In the composition there are two spots that have some uniqueness, some characteristics that are different from everything else in the picture.
These are: the area that looks somewhat like a head with dots inside and the area that represents the pain. Here they are:

These two spots relate to each other in their colors, textures and the feeling of having interruptions in them. I could call it spottiness. Please look at them in the big picture, in the previous entry.
In the head, the spots look like a decoration. In the pain area the feeling is of a bleeding in a weak system.

Because these two spots are the only different places in the painting, they become important, and the relationship between them becomes important too. They become the subject of the art. Usually the subject of a picture is the strongest and biggest element. and here the subject is almost negligible. The two big movements in this painting, this of the lines and that of the color shapes appear to be the strongest and biggest elements. Maybe it will be more correct to say now that the subject of the art is the contradiction between the strong and big elements and the smaller but disturbing elements.

This correctly represents the situation I am in. There is the big movement of opening and connecting more and more to the infinite part of us, and there is the disturbance of the pain.

The pain is related to thoughts that are at the same time beautiful and separated.
Thoughts, beliefs and expectations bring about the experiences that we end up having. Some of the thoughts, the red ones, are connected to the pain by color. If I could let go of these thoughts, maybe this will stop the creation of the pain? And what stands in the way of letting them go? It is the fact that they are considered by me to be beautiful.
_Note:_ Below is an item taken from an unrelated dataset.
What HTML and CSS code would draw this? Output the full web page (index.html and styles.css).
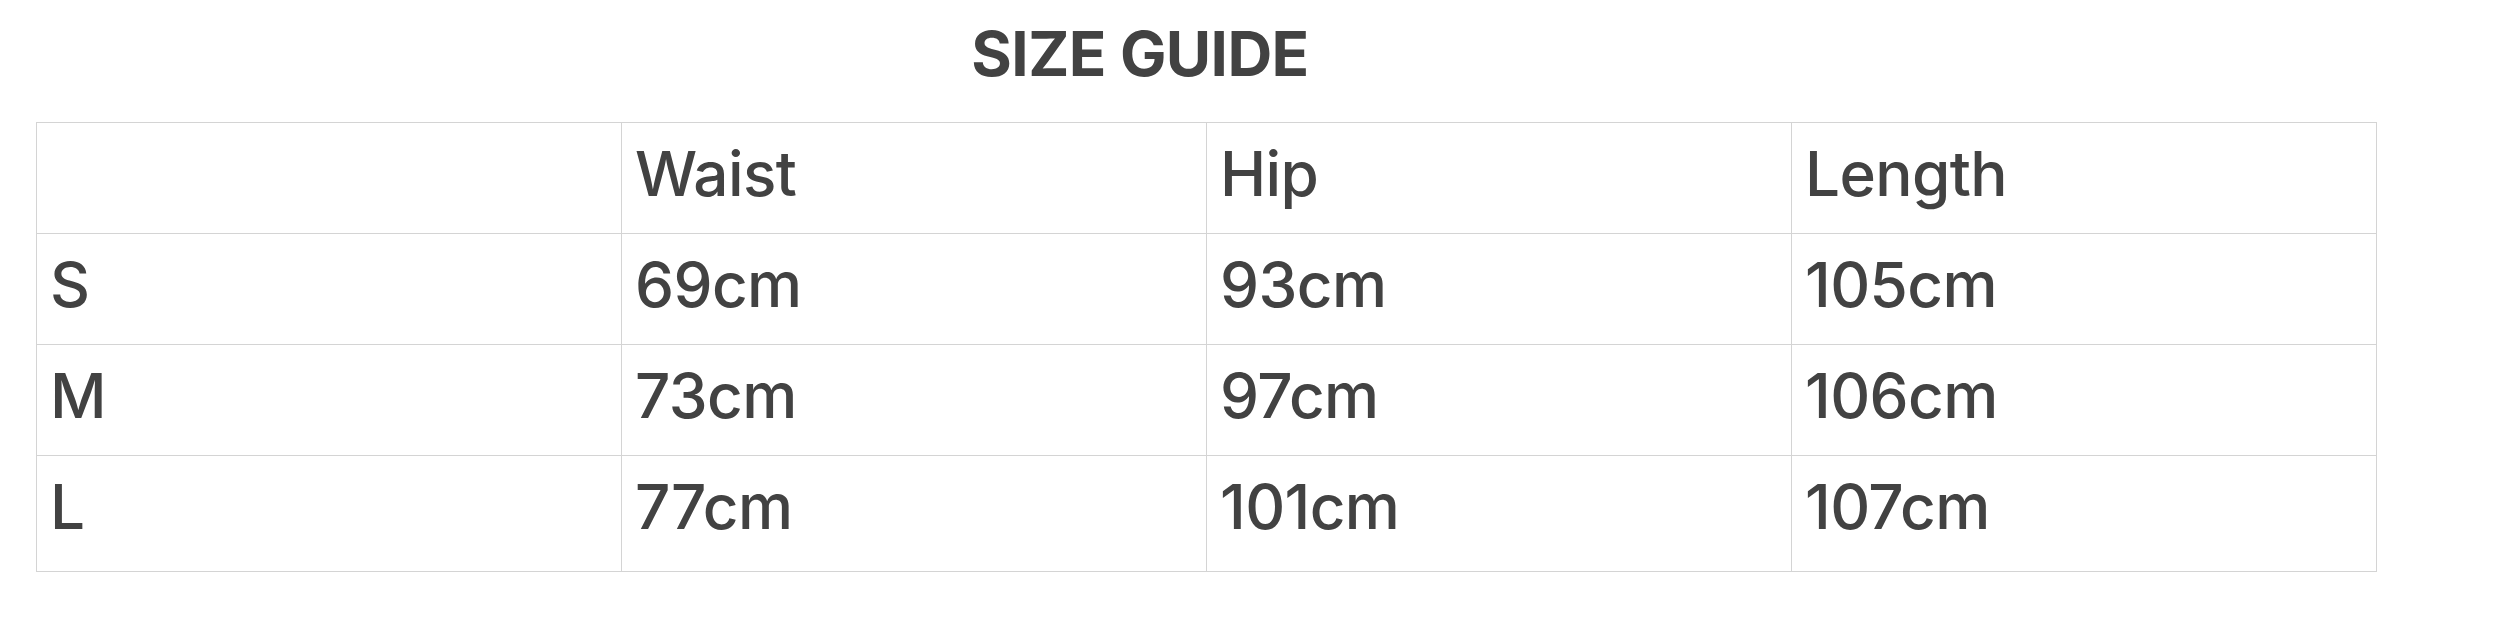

Usually we would think that thoughts that create pain must be ugly, shameful, and having other such characteristics. But many of the thoughts that bring us agony are actually being loved by us. This is why we do not want to let them go. Is this true? These thoughts are usually chosen at a very young age, in traumatic circumstances. The child, let’s say the really lovely three years old child, encounters danger. Out of love, and out of wanting to make the situation better, he courageously decides on the spot to act in a way that for him will be the best solution. He feels that it will be a sacrifice. He will have to let go of something that is enthusiastically loved by him. But he is determined to do good, and save the moment. It is beautiful. He is a hero. But this choice of his leads to blocking his connection to his flowing happiness and this creates all kinds of suffering, including, in time, physical suffering.

What do you think?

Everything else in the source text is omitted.